= Robert L. Tillman =

Robert L. Tillman (born 1943) is an American business executive who was chief executive officer (CEO) and chairman of Lowe's. He joined the company in 1962, held several management roles, and became president and CEO in 1996 and chairman in 1998.

==Early life and education==
Tillman was born in 1943 in North Carolina. He studied at the University of North Carolina, where he earned a Bachelor of Science degree in 1967.

==Career==
Tillman began his career at Lowe's in 1962 as an office manager trainee. He progressed through a series of management positions, including senior vice president of merchandising and marketing, executive vice president of merchandising, and executive vice president and chief operating officer.

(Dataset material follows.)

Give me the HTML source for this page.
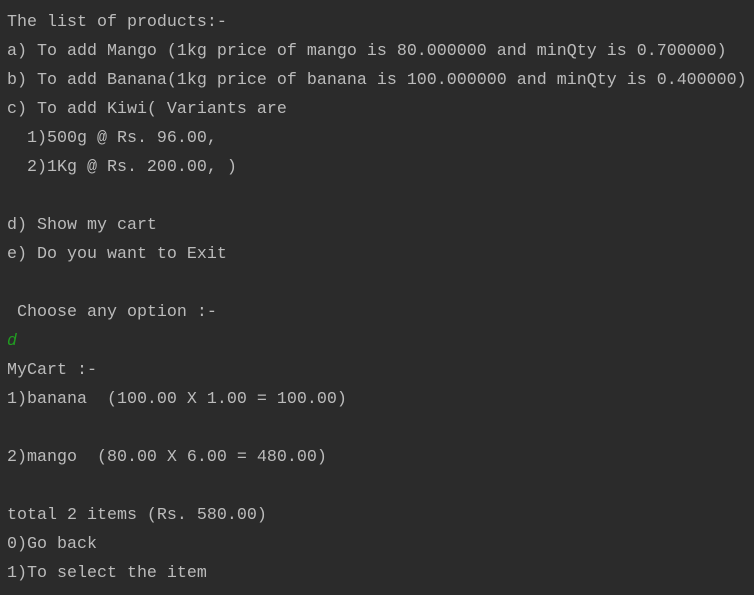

He joined the Lowe's board of directors in 1994, was appointed president and CEO in 1996, and became chairman in 1998.

Beginning in 1998, Tillman launched an expansion program that moved the chain beyond its traditional base in the Southern United States into the Northeast, Midwest, and Southwest, as well as into more urban locations. To facilitate expansion into the West, Tillman led the acquisition of Eagle Hardware. During his tenure, Lowe's achieved net earnings of $1 billion for the first time in 2001 and was named a Fortune 100 company.

==Recognition==
Tillman School of Business is named after him.